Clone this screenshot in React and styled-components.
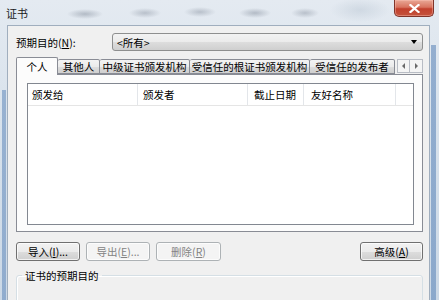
import React from "react";
import styled, { createGlobalStyle } from "styled-components";

const Global = createGlobalStyle`
  html, body { margin: 0; padding: 0; }
  body {
    width: 439px;
    height: 300px;
    overflow: hidden;
    font-family: "Noto Sans CJK SC", "Noto Sans", sans-serif;
    font-size: 10.5px;
    color: #000;
  }
`;

const Window = styled.div`
  width: 439px;
  height: 300px;
  display: flex;
  flex-direction: column;
  overflow: hidden;
  background:
    linear-gradient(90deg, transparent 0 2px, rgba(96, 136, 186, 0.55) 2px 6px, transparent 6px) left bottom / 8px 70% no-repeat,
    linear-gradient(90deg, transparent 0 2px, rgba(96, 136, 186, 0.6) 2px 7px, transparent 7px) right bottom / 10px 85% no-repeat,
    linear-gradient(180deg, #e4eaf1 0%, #d8e2ec 40%, #cbd8e6 100%);
`;

const TitleBar = styled.div`
  flex: none;
  height: 25px;
  display: flex;
  align-items: flex-start;
  justify-content: space-between;
  padding: 0 6px 0 6px;
  background:
    radial-gradient(ellipse 18px 5px at 85px 14px, rgba(120, 130, 145, 0.45), transparent),
    radial-gradient(ellipse 16px 5px at 145px 13px, rgba(120, 130, 145, 0.4), transparent),
    radial-gradient(ellipse 16px 5px at 200px 12px, rgba(120, 130, 145, 0.4), transparent),
    radial-gradient(ellipse 16px 5px at 255px 13px, rgba(120, 130, 145, 0.45), transparent),
    radial-gradient(ellipse 14px 5px at 305px 13px, rgba(120, 130, 145, 0.4), transparent),
    radial-gradient(ellipse 30px 12px at 360px 10px, rgba(170, 185, 200, 0.35), transparent);
`;

const Title = styled.span`
  margin-top: 5px;
  font-size: 11px;
  color: #1a1a1a;
`;

const CloseButton = styled.div`
  width: 40px;
  height: 17px;
  margin-right: -1px;
  display: flex;
  align-items: center;
  justify-content: center;
  box-sizing: border-box;
  border: 1px solid #80342a;
  border-top: none;
  border-radius: 0 0 5px 5px;
  background: linear-gradient(180deg, #e9a896 0%, #d8735f 45%, #c2402d 55%, #c4533c 100%);
  box-shadow: inset 0 0 0 1px rgba(255, 200, 190, 0.4);
`;

const Client = styled.div`
  flex: 1;
  margin: 0 9px 0 7px;
  border: 1px solid #a0aebe;
  border-bottom: none;
  background: #f0f0f0;
  padding: 7px 6px 0 8px;
  display: flex;
  flex-direction: column;
`;

const PurposeRow = styled.div`
  display: flex;
  align-items: center;
  height: 18px;
`;

const Label = styled.span`
  width: 96px;
  flex: none;
`;

const Combo = styled.div`
  flex: 1;
  height: 18px;
  box-sizing: border-box;
  border: 1px solid #8e8f8f;
  border-radius: 3px;
  background: linear-gradient(180deg, #f2f2f2 0%, #ebebeb 50%, #dddddd 51%, #cfcfcf 100%);
  display: flex;
  align-items: center;
  justify-content: space-between;
  padding: 0 4px 0 4px;
`;

const Arrow = styled.span`
  width: 0;
  height: 0;
  border-left: 3px solid transparent;
  border-right: 3px solid transparent;
  border-top: 4px solid #000;
  margin-right: 1px;
`;

const TabStrip = styled.div`
  margin-top: 6px;
  height: 17px;
  display: flex;
  align-items: flex-end;
  position: relative;
  z-index: 1;
`;

const Tab = styled.div`
  width: ${(p) => p.w}px;
  flex: none;
  box-sizing: border-box;
  height: ${(p) => (p.active ? 18 : 15)}px;
  margin-bottom: ${(p) => (p.active ? -1 : 0)}px;
  border: 1px solid #898c95;
  border-bottom: ${(p) => (p.active ? "none" : "1px solid #898c95")};
  border-left: ${(p) => (p.first || p.active ? "1px solid #898c95" : "none")};
  border-radius: 2px 2px 0 0;
  background: ${(p) =>
    p.active ? "#fcfcfc" : "linear-gradient(180deg, #f3f3f3 0%, #ebebeb 50%, #dedede 51%, #cfcfcf 100%)"};
  display: flex;
  align-items: ${(p) => (p.active ? "flex-start" : "center")};
  justify-content: center;
  padding-top: ${(p) => (p.active ? 1 : 0)}px;
  white-space: nowrap;
  overflow: hidden;
`;

const Scroller = styled.div`
  margin-left: 2px;
  margin-bottom: 1px;
  display: flex;
  height: 14px;
`;

const ScrollBtn = styled.div`
  width: 13px;
  box-sizing: border-box;
  border: 1px solid #b8bcc4;
  background: #f4f4f4;
  display: flex;
  align-items: center;
  justify-content: center;
  & + & { border-left: none; }
`;

const Tri = styled.span`
  width: 0;
  height: 0;
  border-top: 3px solid transparent;
  border-bottom: 3px solid transparent;
  ${(p) => (p.dir === "left" ? "border-right: 3px solid #6a6a6a;" : "border-left: 3px solid #6a6a6a;")}
`;

const Panel = styled.div`
  height: 158px;
  box-sizing: border-box;
  border: 1px solid #898c95;
  background: #fcfcfc;
  padding: 8px 8px 6px 10px;
  display: flex;
`;

const ListView = styled.div`
  flex: 1;
  border: 1px solid #828790;
  background: #fff;
`;

const Header = styled.div`
  height: 21px;
  display: flex;
  border-bottom: 1px solid #e5e5e5;
`;

const Column = styled.div`
  width: ${(p) => p.w}px;
  flex: none;
  box-sizing: border-box;
  border-right: 1px solid #e3e6ea;
  padding-left: ${(p) => p.pad}px;
  display: flex;
  align-items: center;
`;

const ButtonRow = styled.div`
  margin-top: 10px;
  display: flex;
  gap: 6px;
`;

const Button = styled.div`
  width: ${(p) => p.w}px;
  height: 19px;
  box-sizing: border-box;
  border: 1px solid ${(p) => (p.disabled ? "#adb2b5" : "#707070")};
  border-radius: 3px;
  background: ${(p) =>
    p.disabled ? "#f4f4f4" : "linear-gradient(180deg, #f2f2f2 0%, #ebebeb 50%, #dddddd 51%, #cfcfcf 100%)"};
  color: ${(p) => (p.disabled ? "#838383" : "#000")};
  display: flex;
  align-items: center;
  justify-content: center;
  box-shadow: inset 0 0 0 1px rgba(255, 255, 255, 0.7);
  ${(p) => (p.push ? "margin-left: auto;" : "")}
`;

const GroupBox = styled.fieldset`
  margin: 7px 0 0 0;
  padding: 0;
  height: 40px;
  border: 1px solid #d5dfe5;
  border-radius: 3px;
  box-shadow: inset 1px 1px 0 #fff;
  legend {
    margin-left: 5px;
    padding: 0 3px;
  }
`;

const columns = [
  { label: "颁发给", w: 110, pad: 4 },
  { label: "颁发者", w: 110, pad: 5 },
  { label: "截止日期", w: 56, pad: 6 },
  { label: "友好名称", w: 92, pad: 7 },
];

const tabs = [
  { label: "个人", w: 42, active: true },
  { label: "其他人", w: 42 },
  { label: "中级证书颁发机构", w: 90 },
  { label: "受信任的根证书颁发机构", w: 120 },
  { label: "受信任的发布者", w: 85 },
];

export default function App() {
  return (
    <Window>
      <Global />
      <TitleBar>
        <Title>证书</Title>
        <CloseButton>
          <svg width="11" height="9" viewBox="0 0 11 9">
            <path d="M1.5 1 L9.5 8 M9.5 1 L1.5 8" stroke="#fff" strokeWidth="2.2" strokeLinecap="square" />
          </svg>
        </CloseButton>
      </TitleBar>
      <Client>
        <PurposeRow>
          <Label>
            预期目的(<u>N</u>):
          </Label>
          <Combo>
            <span>&lt;所有&gt;</span>
            <Arrow />
          </Combo>
        </PurposeRow>
        <TabStrip>
          {tabs.map((t, i) => (
            <Tab key={t.label} w={t.w} active={t.active} first={i === 0}>
              {t.label}
            </Tab>
          ))}
          <Scroller>
            <ScrollBtn>
              <Tri dir="left" />
            </ScrollBtn>
            <ScrollBtn>
              <Tri dir="right" />
            </ScrollBtn>
          </Scroller>
        </TabStrip>
        <Panel>
          <ListView>
            <Header>
              {columns.map((c) => (
                <Column key={c.label} w={c.w} pad={c.pad}>
                  {c.label}
                </Column>
              ))}
            </Header>
          </ListView>
        </Panel>
        <ButtonRow>
          <Button w={64}>
            导入(<u>I</u>)...
          </Button>
          <Button w={64} disabled>
            导出(<u>E</u>)...
          </Button>
          <Button w={65} disabled>
            删除(<u>R</u>)
          </Button>
          <Button w={63} push>
            高级(<u>A</u>)
          </Button>
        </ButtonRow>
        <GroupBox>
          <legend>证书的预期目的</legend>
        </GroupBox>
      </Client>
    </Window>
  );
}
..........
-- Goal --
Scan the listing above. Gather each line that contains the word "components".

-- The completed task --
Clone this screenshot in React and styled-components.
import styled, { createGlobalStyle } from "styled-components";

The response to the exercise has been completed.